**Information provided**
====

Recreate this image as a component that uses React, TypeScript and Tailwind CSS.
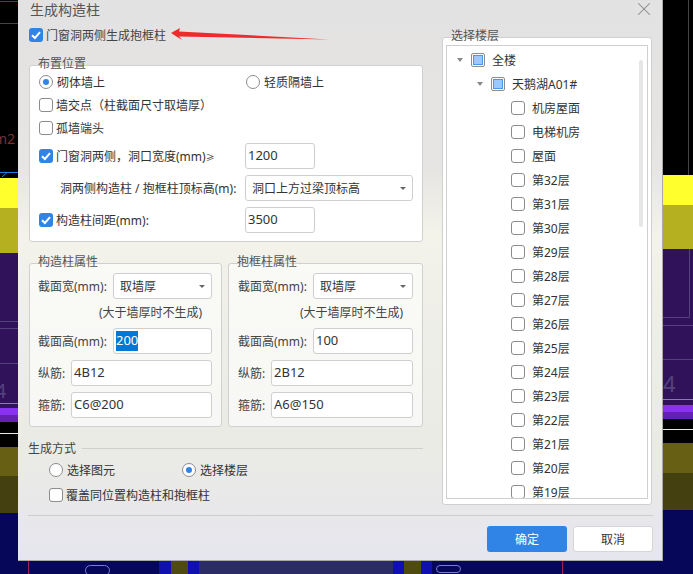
import { X } from 'lucide-react';
import type { ReactNode } from 'react';

const floors = ['机房屋面', '电梯机房', '屋面'];
for (let i = 32; i >= 19; i--) floors.push(`第${i}层`);

function Check({ on }: { on?: boolean }) {
  if (on) {
    return (
      <span className="flex h-[14px] w-[14px] shrink-0 items-center justify-center rounded-[3px] bg-[#2f84e5]">
        <svg viewBox="0 0 14 14" className="h-[14px] w-[14px]" fill="none">
          <path d="M3 7.2 L5.9 10 L11 4.2" stroke="#fff" strokeWidth="2" />
        </svg>
      </span>
    );
  }
  return <span className="h-[14px] w-[14px] shrink-0 rounded-[3px] border border-[#8c8c8c] bg-white" />;
}

function Partial() {
  return (
    <span className="flex h-[14px] w-[14px] shrink-0 items-center justify-center rounded-[2px] border border-[#8c8c8c] bg-white">
      <span className="h-[10px] w-[10px] border border-[#4a97ee] bg-[#9cc8ff]" />
    </span>
  );
}

function Radio({ on }: { on?: boolean }) {
  return (
    <span className="flex h-[14px] w-[14px] shrink-0 items-center justify-center rounded-full border border-[#8c8c8c] bg-white">
      {on && <span className="h-[6px] w-[6px] rounded-full bg-[#2f84e5]" />}
    </span>
  );
}

// text sits a pixel lower than the font's own centre
function Txt({ children, className = '' }: { children: ReactNode; className?: string }) {
  return <span className={`whitespace-nowrap pt-[2px] ${className}`}>{children}</span>;
}

function Field({ children, className }: { children: ReactNode; className: string }) {
  return (
    <div className={`flex h-[26px] items-center rounded-[3px] border border-[#cfcfcf] bg-white pl-[2px] text-[13px] text-[#333] ${className}`}>
      {children}
    </div>
  );
}

function Select({ label, className }: { label: string; className: string }) {
  return (
    <div className={`flex h-[26px] items-center justify-between rounded-[3px] border border-[#cfcfcf] bg-white pl-[6px] pr-[6px] text-[12px] text-[#333] ${className}`}>
      <Txt>{label}</Txt>
      <span className="h-0 w-0 border-x-[3px] border-t-[3px] border-x-transparent border-t-[#666]" />
    </div>
  );
}

function Legend({ children }: { children: ReactNode }) {
  return <span className="absolute -top-[10px] left-[8px] h-4 text-[12px] leading-4 text-[#555]">{children}</span>;
}

function Props({
  title,
  hintPad,
  high,
  main,
  hoop,
  className,
}: {
  title: string;
  hintPad: string;
  high: ReactNode;
  main: string;
  hoop: string;
  className: string;
}) {
  return (
    <div className={`relative flex h-[164px] flex-col rounded-[3px] border border-[#d0d0d0] bg-white/60 pr-[9px] pt-[9px] ${className}`}>
      <Legend>{title}</Legend>
      <div className="flex items-center">
        <Txt className="w-[75px] text-[12px] text-[#444]">截面宽(mm):</Txt>
        <Select label="取墙厚" className="flex-1" />
      </div>
      <div className={`mt-[5px] h-[18px] text-[12px] leading-[18px] text-[#444] ${hintPad}`}>(大于墙厚时不生成)</div>
      <div className="mt-[6px] flex items-center">
        <Txt className="w-[75px] text-[12px] text-[#444]">截面高(mm):</Txt>
        <Field className="flex-1">{high}</Field>
      </div>
      <div className="mt-[6px] flex items-center">
        <Txt className="w-[33px] text-[12px] text-[#444]">纵筋:</Txt>
        <Field className="flex-1">{main}</Field>
      </div>
      <div className="mt-[6px] flex items-center">
        <Txt className="w-[33px] text-[12px] text-[#444]">箍筋:</Txt>
        <Field className="flex-1">{hoop}</Field>
      </div>
    </div>
  );
}

function Band({ className }: { className: string }) {
  return <div className={className} />;
}

export default function App() {
  return (
    <div className="flex h-[574px] w-[693px] overflow-hidden bg-black font-['Noto_Sans','Noto_Sans_CJK_SC',sans-serif]">
      {/* left piece of the drawing */}
      <div className="relative flex w-[18px] shrink-0 flex-col overflow-hidden">
        <Band className="h-[178px] bg-black" />
        <Band className="h-[30px] bg-[#ffff2e]" />
        <Band className="h-[45px] bg-[#b5b020]" />
        <Band className="h-[155px] bg-[#2f1259]" />
        <Band className="h-[7px] bg-[#8a30f0]" />
        <Band className="h-[7px] bg-[#6420b4]" />
        <Band className="h-[25px] bg-black" />
        <Band className="h-[29px] bg-[#665f14]" />
        <Band className="h-[37px] bg-[#44400f]" />
        <Band className="flex-1 bg-[#07075a]" />
        <svg className="absolute inset-0 h-[574px] w-[18px]" fill="none">
          <path d="M0 1.5H18" stroke="#b01818" />
          <path d="M0 23.5H18" stroke="#444" />
          <path d="M0 172.5H7L2 177M7 172.5H18" stroke="#1f7be0" />
          <path d="M0 321.5H18M0 328.5H18M0 363.5H18" stroke="#54427f" />
          <path d="M0 403.5H18" stroke="#8c78b0" />
          <path d="M0 433.5H18" stroke="#e8e8e8" />
        </svg>
        <span className="absolute -left-[6px] top-[129px] text-[14px] leading-5 text-[#7a3030]">m2</span>
        <span className="absolute -left-[5px] top-[379px] text-[20px] leading-6 text-[#54427f]">4</span>
      </div>

      <div className="flex w-[645px] shrink-0 flex-col">
        <div className="relative flex h-[561px] flex-col border-b border-r border-[#a8a8a8] bg-[linear-gradient(180deg,#e3e2e2_0%,#e6e5e3_30%,#f3f3ea_42%,#eeeee8_60%,#ebebe5_78%,#e6e6ee_100%)]">
          <div className="flex h-[18px] items-center justify-between pl-3 pr-[7px]">
            <Txt className="text-[14px] leading-[18px] text-[#555]">生成构造柱</Txt>
            <X className="h-[22px] w-[22px] text-[#8a8a8a]" strokeWidth={1.1} />
          </div>

          <div className="flex h-[487px] pl-[11px]">
            <div className="flex w-[394px] flex-col">
              <div className="mt-[10px] flex h-[14px] items-center gap-[3px]">
                <Check on />
                <Txt className="text-[12px] text-[#444]">门窗洞两侧生成抱框柱</Txt>
              </div>

              <div className="relative mt-[23px] flex h-[177px] flex-col rounded-[3px] border border-[#d0d0d0] bg-white pl-[9px] pr-[9px] pt-[8px] text-[12px] text-[#333]">
                <Legend>布置位置</Legend>
                <div className="flex h-4 items-center">
                  <div className="flex w-[207px] items-center gap-1">
                    <Radio on />
                    <Txt>砌体墙上</Txt>
                  </div>
                  <div className="flex items-center gap-1">
                    <Radio />
                    <Txt>轻质隔墙上</Txt>
                  </div>
                </div>
                <div className="mt-[7px] flex h-4 items-center gap-[3px]">
                  <Check />
                  <Txt>墙交点（柱截面尺寸取墙厚）</Txt>
                </div>
                <div className="mt-[7px] flex h-4 items-center gap-[3px]">
                  <Check />
                  <Txt>孤墙端头</Txt>
                </div>
                <div className="mt-[7px] flex items-center">
                  <div className="flex w-[206px] items-center gap-[3px]">
                    <Check on />
                    <Txt>
                      门窗洞两侧，洞口宽度(mm)<span className="text-[9px]">≥</span>
                    </Txt>
                  </div>
                  <Field className="w-[70px]">1200</Field>
                </div>
                <div className="mt-[6px] flex items-center">
                  <Txt className="w-[206px] pl-[21px]">洞两侧构造柱 / 抱框柱顶标高(m):</Txt>
                  <Select label="洞口上方过梁顶标高" className="w-[168px]" />
                </div>
                <div className="mt-[6px] flex items-center">
                  <div className="flex w-[206px] items-center gap-[3px]">
                    <Check on />
                    <Txt>构造柱间距(mm):</Txt>
                  </div>
                  <Field className="w-[70px]">3500</Field>
                </div>
              </div>

              <div className="mt-[21px] flex gap-[6px]">
                <Props
                  title="构造柱属性"
                  hintPad="pl-[61px]"
                  high={<span className="bg-[#0078d7] text-white">200</span>}
                  main="4B12"
                  hoop="C6@200"
                  className="w-[193px] pl-[8px]"
                />
                <Props
                  title="抱框柱属性"
                  hintPad="pl-[62px]"
                  high="100"
                  main="2B12"
                  hoop="A6@150"
                  className="w-[195px] pl-[9px]"
                />
              </div>

              <div className="-ml-px mt-[13px] flex h-4 items-center gap-[6px] text-[12px] text-[#444]">
                <Txt>生成方式</Txt>
                <span className="h-px flex-1 bg-[#cfcfcf]" />
              </div>
              <div className="mt-[6px] flex h-4 items-center pl-[20px] text-[12px] text-[#333]">
                <div className="flex w-[133px] items-center gap-1">
                  <Radio />
                  <Txt>选择图元</Txt>
                </div>
                <div className="flex items-center gap-1">
                  <Radio on />
                  <Txt>选择楼层</Txt>
                </div>
              </div>
              <div className="mt-[9px] flex h-4 items-center gap-[3px] pl-[20px] text-[12px] text-[#333]">
                <Check />
                <Txt>覆盖同位置构造柱和抱框柱</Txt>
              </div>
            </div>

            <div className="ml-[19px] mt-[19px] h-[468px] w-[210px]">
              <div className="relative h-full rounded-[3px] border border-[#d0d0d0] bg-white px-[3px] pb-[5px] pt-[7px]">
                <Legend>选择楼层</Legend>
                <div className="relative h-full overflow-hidden border border-[#cfcfcf] pt-[2px] text-[12px] text-[#333]">
                  <div className="flex h-6 items-center pl-[10px]">
                    <span className="mr-2 h-0 w-0 border-x-[3.5px] border-t-[4px] border-x-transparent border-t-[#888]" />
                    <Partial />
                    <Txt className="ml-[7px]">全楼</Txt>
                  </div>
                  <div className="flex h-6 items-center pl-[30px]">
                    <span className="mr-2 h-0 w-0 border-x-[3.5px] border-t-[4px] border-x-transparent border-t-[#888]" />
                    <Partial />
                    <Txt className="ml-[7px]">天鹅湖A01#</Txt>
                  </div>
                  {floors.map((f) => (
                    <div key={f} className="flex h-6 items-center gap-[7px] pl-[64px]">
                      <Check />
                      <Txt>{f}</Txt>
                    </div>
                  ))}
                  <div className="absolute right-[4px] top-[14px] h-[167px] w-[4px] rounded-full bg-[#e6e6e6]" />
                </div>
              </div>
            </div>
          </div>

          <div className="ml-[10px] mr-[9px] mt-[10px] h-px bg-[#cdcdcd]" />
          <div className="mr-[9px] mt-[10px] flex justify-end gap-[6px] text-[12px]">
            <button className="h-[26px] w-[80px] rounded-[3px] bg-[#2f84e5] pt-[2px] text-white">确定</button>
            <button className="h-[26px] w-[80px] rounded-[3px] border border-[#d6d6d6] bg-white pt-[2px] text-[#333]">取消</button>
          </div>

          {/* red annotation arrow */}
          <svg className="pointer-events-none absolute left-0 top-0 h-[60px] w-[330px]" viewBox="0 0 330 60">
            <polygon points="153,33 162,28 161,31.5 311,39.5 161,36.5 164,40" fill="#f02a2a" />
          </svg>
        </div>

        {/* bottom piece of the drawing */}
        <div className="relative flex flex-1">
          <Band className="w-[141px] bg-[#07075a]" />
          <Band className="w-[12px] bg-[#1010b0]" />
          <Band className="w-[17px] bg-[#4f4a10]" />
          <Band className="w-[11px] bg-[#1010b0]" />
          <Band className="w-[194px] bg-[#2b2b66]" />
          <Band className="w-[11px] bg-[#1010b0]" />
          <Band className="w-[17px] bg-[#4f4a10]" />
          <Band className="w-[11px] bg-[#1010b0]" />
          <Band className="flex-1 bg-[#07075a]" />
          <svg className="absolute inset-0 h-[13px] w-[645px]" fill="none">
            <path d="M10.5 0V13M544.5 0V13" stroke="#a0205a" />
            <rect x="67.5" y="4.5" width="24" height="10" rx="5" stroke="#7b7bd0" />
            <rect x="418.5" y="4.5" width="24" height="7" rx="3.5" stroke="#7b7bd0" />
          </svg>
        </div>
      </div>

      {/* right piece of the drawing */}
      <div className="relative flex w-[30px] shrink-0 flex-col overflow-hidden">
        <Band className="h-[175px] bg-black" />
        <Band className="h-[30px] bg-[#ffff2e]" />
        <Band className="h-[44px] bg-[#b5b020]" />
        <Band className="h-[156px] bg-[#2f1259]" />
        <Band className="h-[7px] bg-[#8a30f0]" />
        <Band className="h-[7px] bg-[#6420b4]" />
        <Band className="h-[24px] bg-black" />
        <Band className="h-[30px] bg-[#665f14]" />
        <Band className="h-[37px] bg-[#44400f]" />
        <Band className="flex-1 bg-[#07075a]" />
        <svg className="absolute inset-0 h-[574px] w-[30px]" fill="none">
          <path d="M25.5 0V175" stroke="#444" />
          <path d="M26.5 249V317.5H0M0 325.5H30M0 359.5H30" stroke="#54427f" />
          <path d="M0 399.5H30" stroke="#8c78b0" />
          <path d="M0 429.5H30" stroke="#e8e8e8" />
        </svg>
        <span className="absolute left-0 top-[369px] text-[22px] leading-7 text-[#54427f]">4</span>
      </div>
    </div>
  );
}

====

Your task is to reproduce exactly the lines from the start of the data above through the line containing "for (let i = 32;", leaving every picture out.

Recreate this image as a component that uses React, TypeScript and Tailwind CSS.
import { X } from 'lucide-react';
import type { ReactNode } from 'react';

const floors = ['机房屋面', '电梯机房', '屋面'];
for (let i = 32; i >= 19; i--) floors.push(`第${i}层`);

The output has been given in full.